まり子は「清経」の妻なみ、いやそれ以上に大事な役ドコロではないかと思ってるんだけど…。
シテ夫は自らを恥じて、謡います。

 君なくて あしかりけりと思ふにぞ
        いとど難波の浦は住み憂き


あしかり…。「芦刈」と「悪しかり」を掛けてるんですね…。
すると妻が答えて謡います。

 あしからじ よからんとてぞ別れにし
        何か難波の浦は住み憂き


もう、この辺はうるうるのまり子です。
シテ夫はこの妻の優しい呼びかけに、心打ち解け、舞台に戻ります。
大団円!
実は出典の「大和物語」ではハッピーエンドになりません。
お能の作者は世阿弥らしいですが、ハッピーエンドにしてくれて、どうもありがとうって言いたいですわ~合格

おおっとっと、満つぁまのプレイバックの前説が妙に長くなっちまいましたが、もうちょっと。
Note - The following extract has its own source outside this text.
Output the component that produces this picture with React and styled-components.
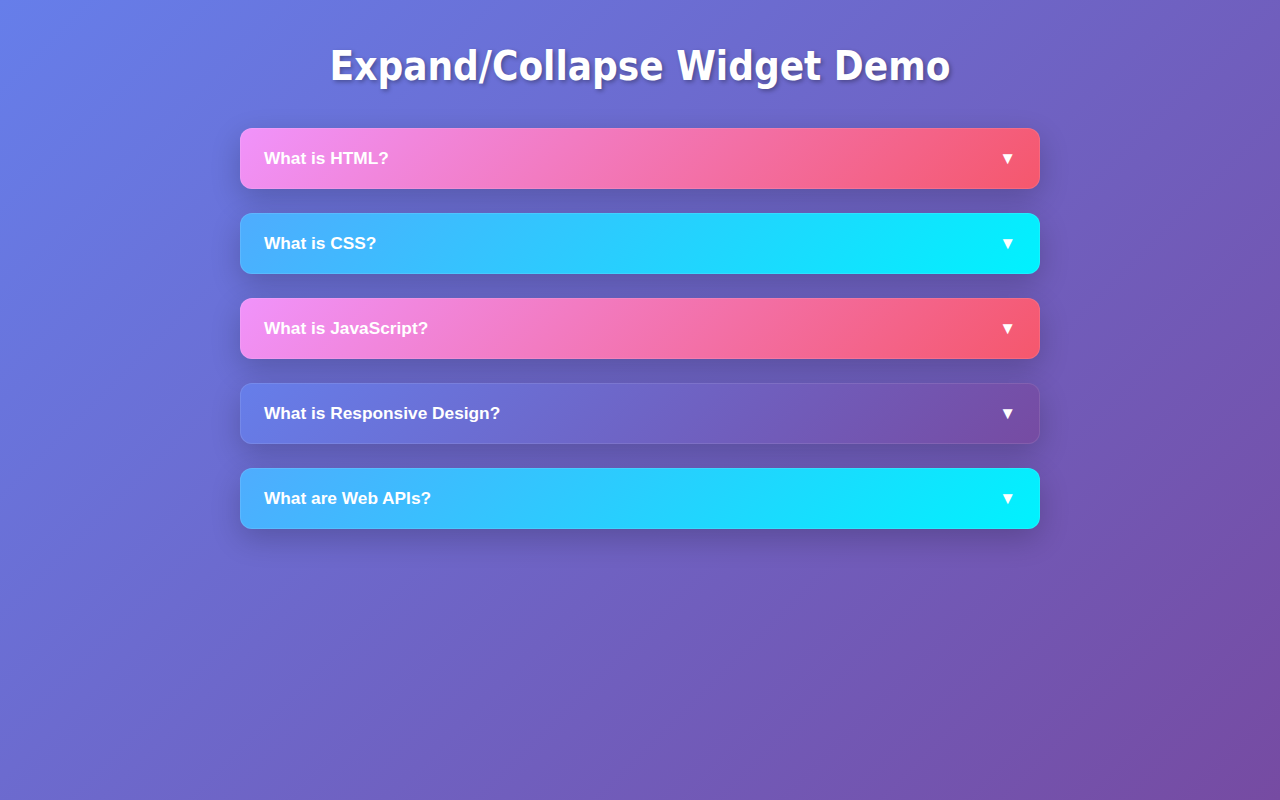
import styled, { createGlobalStyle } from 'styled-components';

const GlobalStyle = createGlobalStyle`
  html, body {
    margin: 0;
    min-height: 100%;
  }
  body {
    min-height: 800px;
    background: linear-gradient(135deg, #667eea 0%, #764ba2 100%);
    font-family: "Liberation Sans", Arial, sans-serif;
  }
`;

const Page = styled.div`
  padding: 40px 20px;
`;

const Title = styled.h1`
  margin: 0 0 36px;
  text-align: center;
  color: #fff;
  font-family: "DejaVu Sans Condensed", "DejaVu Sans", Verdana, sans-serif;
  font-size: 40px;
  font-weight: bold;
  line-height: 52px;
  text-shadow: 2px 2px 4px rgba(0, 0, 0, 0.3);
`;

const List = styled.div`
  max-width: 800px;
  margin: 0 auto;
  display: flex;
  flex-direction: column;
  gap: 24px;
`;

const gradients = {
  pink: 'linear-gradient(135deg, #f093fb 0%, #f5576c 100%)',
  cyan: 'linear-gradient(135deg, #4facfe 0%, #00f2fe 100%)',
  purple: 'linear-gradient(135deg, #667eea 0%, #764ba2 100%)',
};

const Item = styled.div`
  border-radius: 12px;
  border: 1px solid rgba(255, 255, 255, 0.1);
  background: ${(p) => gradients[p.$tone]} border-box;
  box-shadow: 0 10px 30px rgba(0, 0, 0, 0.2);
  overflow: hidden;
`;

const Header = styled.button`
  width: 100%;
  display: flex;
  align-items: center;
  justify-content: space-between;
  padding: 19px 24px 19px 23px;
  border: none;
  background: transparent;
  color: #fff;
  font-family: "Liberation Sans", Arial, sans-serif;
  font-size: 17.3px;
  font-weight: bold;
  line-height: 21px;
  cursor: pointer;
  text-align: left;
`;

const Arrow = styled.span`
  font-size: 17px;
  margin-right: -1px;
`;

const items = [
  { q: 'What is HTML?', tone: 'pink' },
  { q: 'What is CSS?', tone: 'cyan' },
  { q: 'What is JavaScript?', tone: 'pink' },
  { q: 'What is Responsive Design?', tone: 'purple' },
  { q: 'What are Web APIs?', tone: 'cyan' },
];

export default function App() {
  return (
    <>
      <GlobalStyle />
      <Page>
        <Title>Expand/Collapse Widget Demo</Title>
        <List>
          {items.map((it) => (
            <Item key={it.q} $tone={it.tone}>
              <Header>
                <span>{it.q}</span>
                <Arrow>▼</Arrow>
              </Header>
            </Item>
          ))}
        </List>
      </Page>
    </>
  );
}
「芦刈」のテーマは夫婦の細やかな情愛、なんでありますけど、
冒頭の和歌(和歌の父)ともう一つ、和歌の母と呼ばれる歌を引いて、
和歌の持つ不思議?な力を礼賛しているのでもあります。

然れば目に見えぬ鬼神をも和らげ、武士の心慰むる。
夫婦の情知る事も、今身の上に知られたり。


また、掛詞?もテーマの一つになっているんじゃないかなぁ、と思います。
同じ草を、芦(あし)は悪しに通ずるので、葦(よし=良し)とも呼ぶ…。
難波では芦と呼ぶこの草を、伊勢では浜荻と呼ぶ…。

これを聞きかじった間狂言はこんな風にしゃべりまする。
(これはね、善竹十郎師や大藏吉次郎師が演ると、サイコー

 物の名も 所によりて変わりけり
      難波のアジは伊勢のハマグリ


するとワキが「難波のアシは伊勢のハマオギ浜荻とツッコミまする。
(つい、なんやねん!に見えちゃうんだよ~。)
ココ、見所で大いに笑って下さいね。

さてさて、お待たせいたしました。
やっと、満つぁまのプレイバックです。

満つぁまは、よく通る深々した声で、
 おま~く
と発してから、登場されました。
(大きな声じゃないのに、能楽堂の端っこにいても聞こえるんだよね~
笠を深々と被って、しずしずと進む満つぁま…。
おや、ナンダカまり子のアタマの中に、囃子とは違う音が流れ出しました…。

しとしとぴっちゃん、しとぴっちゃん、し~とぉぴっちゃん…。

あああ~、乳母車も無いのに、乳母車が見えるような気がする~
落ちぶれたオトコが登場ではなく、微塵も隙のない、刺客の登場です~
拝一刀か、はたまたゴルゴ13か…。

るるるるる~、るるるるる~、るるるる、るるる、るるるるる~

そうなのね、妻と別れたのも貧乏ゆえでははないのね。
オレと一緒にいると、いつかオマエの身にも災いが降りかかる…。
そうして、難波の芦の中に身を隠していたのね…。

あああ~
「芦刈」が全く違うお話に見えてきちまいましたぁ~。

「笠之段」も世を忍ぶ仮の姿…。
妻との対面でパタっと落としたのは、芦ではなく銃(小刀)?
(妻はそれをサっと隠した!)

なんじゃそりゃ~

まり子の大好きな「芦刈」のお話でございました…。